The 7174-bale WWC opening day offering was its largest since the second trading week in January last year.

A passed-in rate of 3.7pc for the week was not indicative of the stiff competition between buyers for good specification Merino fleece, cardings and lambs’ wool.

The overall figure was skewed by a crossbreds fleece offering more than double what it has recently been, which failed to generate great enthusiasm among buyers.

In his market reports WWC technical controller Andrew Rickwood noted the clearance rate for Merino fleece was “again very high”, at more than 99pc on Wednesday and 95pc on Thursday.

Anticipation of a red-hot opening market saw a packed out public viewing room at the WWC on Wednesday with Landmark, Primaries of WA and Westcoast Wools brokers all hosting client guests to watch their clip being sold.

“Frightening,” was a one-word market summation by Modiano wool buyer Greg Horne after the end of the first trading session for the year in which oddments, pieces, bellies and skirtings were sold.
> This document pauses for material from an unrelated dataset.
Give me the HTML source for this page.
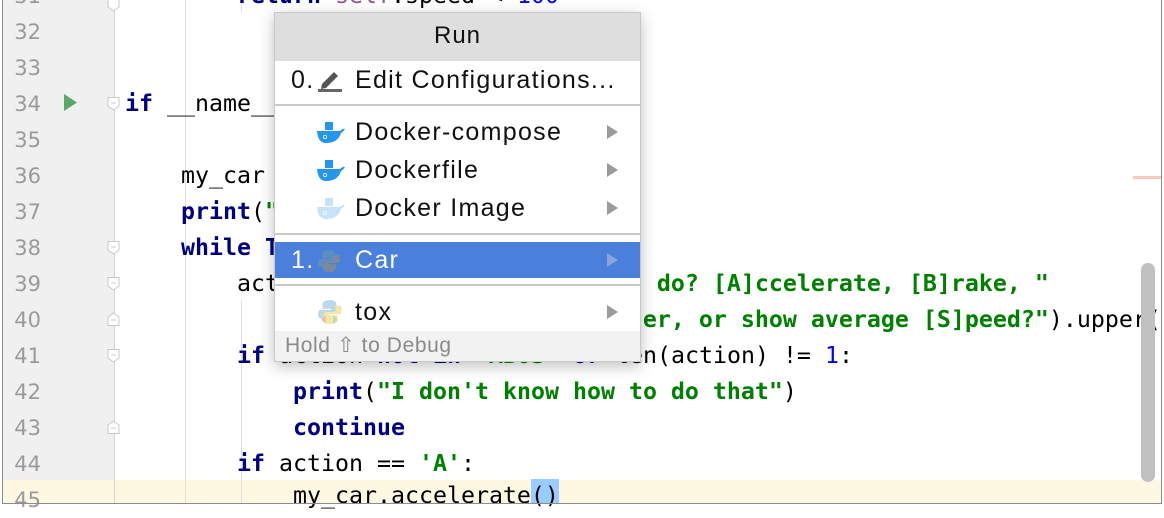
<!DOCTYPE html>
<html><head><meta charset="utf-8"><style>
html,body{margin:0;padding:0;}
body{width:1164px;height:506px;overflow:hidden;background:#fff;position:relative;font-family:"Liberation Sans",sans-serif;}
.frame{position:absolute;left:2px;top:0;width:1160px;height:504px;border-left:1px solid #8c8c8c;border-right:1px solid #8c8c8c;border-bottom:1px solid #8c8c8c;box-sizing:border-box;}
.gutter{position:absolute;left:3px;top:0;width:111px;height:504px;background:#f0f0f0;}
.gline{position:absolute;left:114px;top:0;width:1px;height:504px;background:#d6d6d6;}
.cur{position:absolute;left:3px;top:480px;width:1158px;height:24px;background:#fef8e3;}
.ln{position:absolute;left:0;width:41px;text-align:right;font-family:"DejaVu Sans",sans-serif;font-size:21px;color:#9a9a9a;line-height:36px;}
.code{position:absolute;left:125px;font-family:"DejaVu Sans Mono",monospace;font-size:23.25px;line-height:36px;white-space:pre;color:#000;}
.k{color:#000080;font-weight:bold}
.s{color:#008000;font-weight:bold}
.n{color:#0000ff}
.self{color:#94558d}
.guide{position:absolute;width:1px;background:#e0e0e0;}
.fold{position:absolute;left:107px;width:13px;height:14px;}
.popup{position:absolute;left:274px;top:12px;width:367px;height:350px;background:#fff;border:1px solid #c8c8c8;box-sizing:border-box;box-shadow:0 4px 14px rgba(0,0,0,0.25);}
.hdr{height:48px;background:#dedede;text-align:center;font-size:24px;letter-spacing:1px;line-height:46px;color:#111;}
.it{position:absolute;left:0;width:365px;height:36px;font-size:25px;letter-spacing:1.3px;line-height:36px;color:#111;}
.it .t{position:absolute;left:80px;}
.arr{position:absolute;left:332px;top:11px;width:0;height:0;border-left:11px solid #9b9b9b;border-top:7px solid transparent;border-bottom:7px solid transparent;}
.sep{position:absolute;left:0;width:365px;height:2px;background:#c9c9c9;}
.foot{position:absolute;left:0;top:318px;width:365px;height:30px;background:#f2f2f2;font-size:21px;letter-spacing:0.6px;line-height:30px;color:#8a8a8a;padding-left:10px;box-sizing:border-box;}
</style></head><body>
<div class="gutter"></div>
<div class="cur"></div>
<div class="gline"></div>
<div class="guide" style="left:185px;top:0;height:504px"></div>
<div class="guide" style="left:241px;top:300px;height:204px"></div>
<div class="guide" style="left:241px;top:0;height:12px"></div>

<div class="ln" style="top:-22px">31</div>
<div class="ln" style="top:14px">32</div>
<div class="ln" style="top:50px">33</div>
<div class="ln" style="top:86px">34</div>
<div class="ln" style="top:122px">35</div>
<div class="ln" style="top:158px">36</div>
<div class="ln" style="top:194px">37</div>
<div class="ln" style="top:230px">38</div>
<div class="ln" style="top:266px">39</div>
<div class="ln" style="top:302px">40</div>
<div class="ln" style="top:338px">41</div>
<div class="ln" style="top:374px">42</div>
<div class="ln" style="top:410px">43</div>
<div class="ln" style="top:446px">44</div>
<div class="ln" style="top:482px">45</div>

<svg style="position:absolute;left:64px;top:94px" width="14" height="18"><polygon points="0,0 13,8.5 0,17" fill="#59a869"/></svg>

<svg class="fold" style="top:-2px" viewBox="0 0 13 14"><path d="M1,0.5 H12 V9 L6.5,13 L1,9 Z" fill="#fff" stroke="#c8c8c8"/></svg>
<svg class="fold" style="top:97px" viewBox="0 0 13 14"><path d="M1,0.5 H12 V9 L6.5,13 L1,9 Z" fill="#fff" stroke="#c8c8c8"/><path d="M4,6 H9" stroke="#c8c8c8"/></svg>
<svg class="fold" style="top:241px" viewBox="0 0 13 14"><path d="M1,0.5 H12 V9 L6.5,13 L1,9 Z" fill="#fff" stroke="#c8c8c8"/><path d="M4,6 H9" stroke="#c8c8c8"/></svg>
<svg class="fold" style="top:277px" viewBox="0 0 13 14"><path d="M1,0.5 H12 V9 L6.5,13 L1,9 Z" fill="#fff" stroke="#c8c8c8"/><path d="M4,6 H9" stroke="#c8c8c8"/></svg>
<svg class="fold" style="top:312px" viewBox="0 0 13 14"><path d="M1,13.5 H12 V5 L6.5,1 L1,5 Z" fill="#fff" stroke="#c8c8c8"/><path d="M4,8 H9" stroke="#c8c8c8"/></svg>
<svg class="fold" style="top:349px" viewBox="0 0 13 14"><path d="M1,0.5 H12 V9 L6.5,13 L1,9 Z" fill="#fff" stroke="#c8c8c8"/><path d="M4,6 H9" stroke="#c8c8c8"/></svg>
<svg class="fold" style="top:420px" viewBox="0 0 13 14"><path d="M1,13.5 H12 V5 L6.5,1 L1,5 Z" fill="#fff" stroke="#c8c8c8"/><path d="M4,8 H9" stroke="#c8c8c8"/></svg>

<div class="code" style="top:-22px">        <span class="k">return</span> <span class="self">self</span>.speed &lt; <span class="n">100</span></div>
<div class="code" style="top:86px"><span class="k">if</span> __name__ == <span class="s">'__main__'</span>:</div>
<div class="code" style="top:158px">    my_car = Car()</div>
<div class="code" style="top:194px">    <span class="k">print</span>(<span class="s">"I'm a car!"</span>)</div>
<div class="code" style="top:230px">    <span class="k">while</span> <span class="k">True</span>:</div>
<div class="code" style="top:266px">        action = input(<span class="s">"What should I do? [A]ccelerate, [B]rake, "</span></div>
<div class="code" style="top:302px">                            <span class="s">"[O]dometer, or show average [S]peed?"</span>).upper()</div>
<div class="code" style="top:338px">        <span class="k">if</span> action <span class="k">not in</span> <span class="s">"ABOS"</span> <span class="k">or</span> len(action) != <span class="n">1</span>:</div>
<div class="code" style="top:374px">            <span class="k">print</span>(<span class="s">"I don't know how to do that"</span>)</div>
<div class="code" style="top:410px">            <span class="k">continue</span></div>
<div class="code" style="top:446px">        <span class="k">if</span> action == <span class="s">'A'</span>:</div>
<div style="position:absolute;left:531px;top:479px;width:28px;height:25px;background:#99ccff;"></div>
<div class="code" style="top:478px">            my_car.accelerate()</div>

<div style="position:absolute;left:1133px;top:176px;width:28px;height:3px;background:#f6c8c0"></div>
<div style="position:absolute;left:1141px;top:263px;width:14px;height:219px;border-radius:7px;background:#c0c0c0"></div>
<div class="frame"></div>

<div class="popup">
  <div class="hdr">Run</div>
  <div class="it" style="top:49px"><span style="position:absolute;left:16px">0.</span>
    <svg style="position:absolute;left:42px;top:6px" width="26" height="24" viewBox="0 0 26 24"><path d="M5,16 L17,4 L21,8 L9,20 L4,21 Z" fill="#555"/><rect x="1" y="21" width="24" height="3" fill="#666"/></svg>
    <span class="t">Edit Configurations...</span></div>
  <div class="sep" style="top:91px"></div>
  <div class="it" style="top:101px"><svg style="position:absolute;left:41px;top:8px" width="30" height="22" viewBox="0 0 30 22"><rect x="9" y="0" width="8" height="8" fill="#2496ed"/><path d="M1,9 H24 Q27,6 29,7 Q27,10 25,11 Q22,21 10,21 Q2,21 1,9Z" fill="#2496ed"/><circle cx="9" cy="15" r="1.6" fill="none" stroke="#fff" stroke-width="0.8"/></svg><span class="t">Docker-compose</span><div class="arr"></div></div>
  <div class="it" style="top:139px"><svg style="position:absolute;left:41px;top:8px" width="30" height="22" viewBox="0 0 30 22"><rect x="9" y="0" width="8" height="8" fill="#2496ed"/><path d="M1,9 H24 Q27,6 29,7 Q27,10 25,11 Q22,21 10,21 Q2,21 1,9Z" fill="#2496ed"/><circle cx="9" cy="15" r="1.6" fill="none" stroke="#fff" stroke-width="0.8"/></svg><span class="t">Dockerfile</span><div class="arr"></div></div>
  <div class="it" style="top:177px"><svg style="position:absolute;left:41px;top:8px" width="30" height="22" viewBox="0 0 30 22"><rect x="9" y="0" width="8" height="8" fill="#c6e3f9"/><path d="M1,9 H24 Q27,6 29,7 Q27,10 25,11 Q22,21 10,21 Q2,21 1,9Z" fill="#c6e3f9"/><circle cx="9" cy="15" r="1.6" fill="none" stroke="#fff" stroke-width="0.8"/></svg><span class="t">Docker Image</span><div class="arr"></div></div>
  <div class="sep" style="top:220px"></div>
  <div class="it" style="top:229px;background:#4a7fdc;color:#fff"><span style="position:absolute;left:16px">1.</span>
    <svg style="position:absolute;left:42px;top:7px" width="24" height="24" viewBox="0 0 24 24"><path d="M12,1 Q5,1 5,5 V9 H13 V10 H3 Q1,10 1,15 Q1,18 4,18 H7 V14 Q7,12 10,12 H15 Q18,12 18,9 V5 Q18,1 12,1Z" fill="#5a8fc4"/><path d="M12,23 Q19,23 19,19 V15 H11 V14 H21 Q23,14 23,9 Q23,6 20,6 H17 V10 Q17,12 14,12 H9 Q6,12 6,15 V19 Q6,23 12,23Z" fill="#7a8a9a"/></svg>
    <span class="t">Car</span><div class="arr" style="border-left-color:#8aa6d8"></div></div>
  <div class="sep" style="top:271px"></div>
  <div class="it" style="top:281px"><svg style="position:absolute;left:42px;top:5px" width="26" height="26" viewBox="0 0 24 24"><path d="M12,1 Q5,1 5,5 V9 H13 V10 H3 Q1,10 1,15 Q1,18 4,18 H7 V14 Q7,12 10,12 H15 Q18,12 18,9 V5 Q18,1 12,1Z" fill="#bcd8ec"/><path d="M12,23 Q19,23 19,19 V15 H11 V14 H21 Q23,14 23,9 Q23,6 20,6 H17 V10 Q17,12 14,12 H9 Q6,12 6,15 V19 Q6,23 12,23Z" fill="#f6e6a8"/><path d="M8,15 L4,19 L8,23Z" fill="#f2b8a8"/><path d="M15,15 L19,19 L15,23Z" fill="#b6dcb0"/></svg><span class="t">tox</span><div class="arr"></div></div>
  <div class="foot">Hold ⇧ to Debug</div>
</div>
</body></html>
“They’re buying everything,” Mr Horne said of competitors.

Even before any full fleece wool had been sold, the top-price bid – for 16.3 micron, 66.6pc yield combing length weaners’ and lambs’ wool – had already hit 1760c/kg greasy, a price rarely achieved prior to last October for top specification full fleece.

Although second top buyer nationally last week, major Chinese wool buyer Seatech Industrial – formerly Chinatex –- was not prominent at the WWC.

Techwool Trading with 16.1pc of the offering and Lempriere (Australia) and PJ Morris Wools, each with 14.3pc, were the main buyers on Wednesday.

Morris with 17.1pc, Lempriere with 15.5pc and Swan Wool Processors 15.1pc were the main buyers on Thursday.

Some regular buyers were also still on holiday and did not attend which meant the new year started with a rush for Perry Roberts.

Mr Roberts, who normally buys for Lempriere, was bidding for four client companies on the opening day.